Deep in the far-flung future, a motley band of heath-care workers roam the nether regions of space – located just behind the Big Dipper – looking for love, adventure and a steady paycheck. These are the men and women and robots of Space Hospital.
Space Hospital can most easily be described as the union of a 70’s scifi series with the early episodes of General Hospital, back when the soap focused on hospital drama and not the glorification of mob violence. (What?!? It’s a guilty pleasure!)
Creating an intentionally retro, kitschy series is a smart move as replicating the visual effects of recent scifi blockbusters like Avatar would be nearly impossible on a web series budget. While the show’s visual style and campy feel, obviously, will not appeal to everyone it does serve a purpose. “It looks like a kid’s show,” states series creator Rob Poe, “[b]ut underneath that façade is something a lot darker and less distinct – whimsy with an undertone of menace.”

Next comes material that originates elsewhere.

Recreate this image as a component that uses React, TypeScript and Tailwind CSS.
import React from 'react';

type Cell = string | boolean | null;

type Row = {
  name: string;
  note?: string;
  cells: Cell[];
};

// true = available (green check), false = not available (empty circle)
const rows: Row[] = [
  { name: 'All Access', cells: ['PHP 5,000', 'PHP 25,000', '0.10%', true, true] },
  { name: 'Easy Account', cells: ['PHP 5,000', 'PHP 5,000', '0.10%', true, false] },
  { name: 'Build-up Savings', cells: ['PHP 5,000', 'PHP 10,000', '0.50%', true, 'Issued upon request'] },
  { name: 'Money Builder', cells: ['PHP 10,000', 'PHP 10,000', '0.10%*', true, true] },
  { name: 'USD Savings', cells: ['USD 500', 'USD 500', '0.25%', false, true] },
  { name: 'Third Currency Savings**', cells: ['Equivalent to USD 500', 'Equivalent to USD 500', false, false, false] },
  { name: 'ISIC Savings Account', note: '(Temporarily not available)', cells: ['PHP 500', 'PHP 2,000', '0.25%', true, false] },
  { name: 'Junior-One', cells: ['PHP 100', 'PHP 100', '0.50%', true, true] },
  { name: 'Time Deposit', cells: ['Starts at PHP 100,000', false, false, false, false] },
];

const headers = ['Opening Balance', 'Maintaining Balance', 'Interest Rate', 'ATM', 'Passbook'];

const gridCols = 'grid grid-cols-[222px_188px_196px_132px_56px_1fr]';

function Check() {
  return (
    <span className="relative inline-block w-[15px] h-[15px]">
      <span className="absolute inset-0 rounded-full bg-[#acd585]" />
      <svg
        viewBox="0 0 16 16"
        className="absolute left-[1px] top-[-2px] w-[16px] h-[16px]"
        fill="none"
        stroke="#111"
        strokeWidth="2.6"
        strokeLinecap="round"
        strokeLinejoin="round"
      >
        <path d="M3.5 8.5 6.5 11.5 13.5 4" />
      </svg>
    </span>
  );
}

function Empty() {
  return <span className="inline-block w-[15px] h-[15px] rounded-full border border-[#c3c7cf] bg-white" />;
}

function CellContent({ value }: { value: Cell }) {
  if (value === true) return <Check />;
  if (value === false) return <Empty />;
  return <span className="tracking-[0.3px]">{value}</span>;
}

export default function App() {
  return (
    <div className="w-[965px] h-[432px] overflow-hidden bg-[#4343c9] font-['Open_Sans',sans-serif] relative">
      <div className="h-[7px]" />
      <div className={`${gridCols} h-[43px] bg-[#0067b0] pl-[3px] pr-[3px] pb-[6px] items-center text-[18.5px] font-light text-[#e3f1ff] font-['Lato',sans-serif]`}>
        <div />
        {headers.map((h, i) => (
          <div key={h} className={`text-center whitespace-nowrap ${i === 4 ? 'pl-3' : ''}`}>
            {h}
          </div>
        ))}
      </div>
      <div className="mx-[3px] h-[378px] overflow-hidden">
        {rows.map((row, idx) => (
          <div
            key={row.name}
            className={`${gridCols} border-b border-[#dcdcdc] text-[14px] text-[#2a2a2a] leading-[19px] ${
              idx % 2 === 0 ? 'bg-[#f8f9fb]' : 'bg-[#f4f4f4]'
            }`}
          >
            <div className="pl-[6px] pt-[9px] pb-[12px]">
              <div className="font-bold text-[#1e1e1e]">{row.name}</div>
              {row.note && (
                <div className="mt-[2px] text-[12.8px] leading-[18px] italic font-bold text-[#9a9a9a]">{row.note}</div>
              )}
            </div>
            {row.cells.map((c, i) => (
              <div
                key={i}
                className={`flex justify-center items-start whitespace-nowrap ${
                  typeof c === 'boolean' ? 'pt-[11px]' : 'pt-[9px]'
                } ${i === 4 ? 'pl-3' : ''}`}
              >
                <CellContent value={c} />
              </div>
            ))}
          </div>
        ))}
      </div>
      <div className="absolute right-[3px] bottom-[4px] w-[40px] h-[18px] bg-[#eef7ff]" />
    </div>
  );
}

Like many independently financed web series, Space Hospital is produced on a shoestring budget. Poe creates all of the show’s various props by hand from household objects and odds-and-ends. The dedication of the series’ cast and crew has earned them the respect of their peers. Web series producer, Sandra Payne describes Space Hospital as plucky and admires the fact the series does not look like any other show.
Ultimately, those involved with the production see it as an opportunity to experiment and play without outside interference. “Nearly everyone who does the show falls in love with it. They fall in love with their own characters; they fall in love with the world,” states Poe. The show’s unique visual style and home-made feel enhances the impression that, at its heart, this is a production amongst friends, performed simply for the love of performing.
Beneath the cheesy surface of melodrama and comedy lies a level of depth easily missed if the show is dismissed as a kitschy pastiche of 70’s sci-fi and for its middle-school set design. The series deals with current issues such as rampant consumerism and health care rationing and extrapolates, to an absurd extent, the far-flung ramifications of such behavior. Fortunately, the show gamely avoids becoming bogged-down or preachy when dealing with such heady issues, while still offering some solace for those seeking substance within the spectrum of silly sci-fi.
“If you… prefer black comedy to broad comedy and sport a persistent, low-grade existential crisis,” states series producer Sue Stoebner, “then there is a bedpan with your name on it waiting for you at Space Hospital.”
Currently, in its second season, Space Hospital is available on YouTube, Koldcast, as well as the show’s own website. The producers also maintain a behind the scenes blog featuring episode recaps, production information, and a science section that details how the series’ absurdity eludes to real science.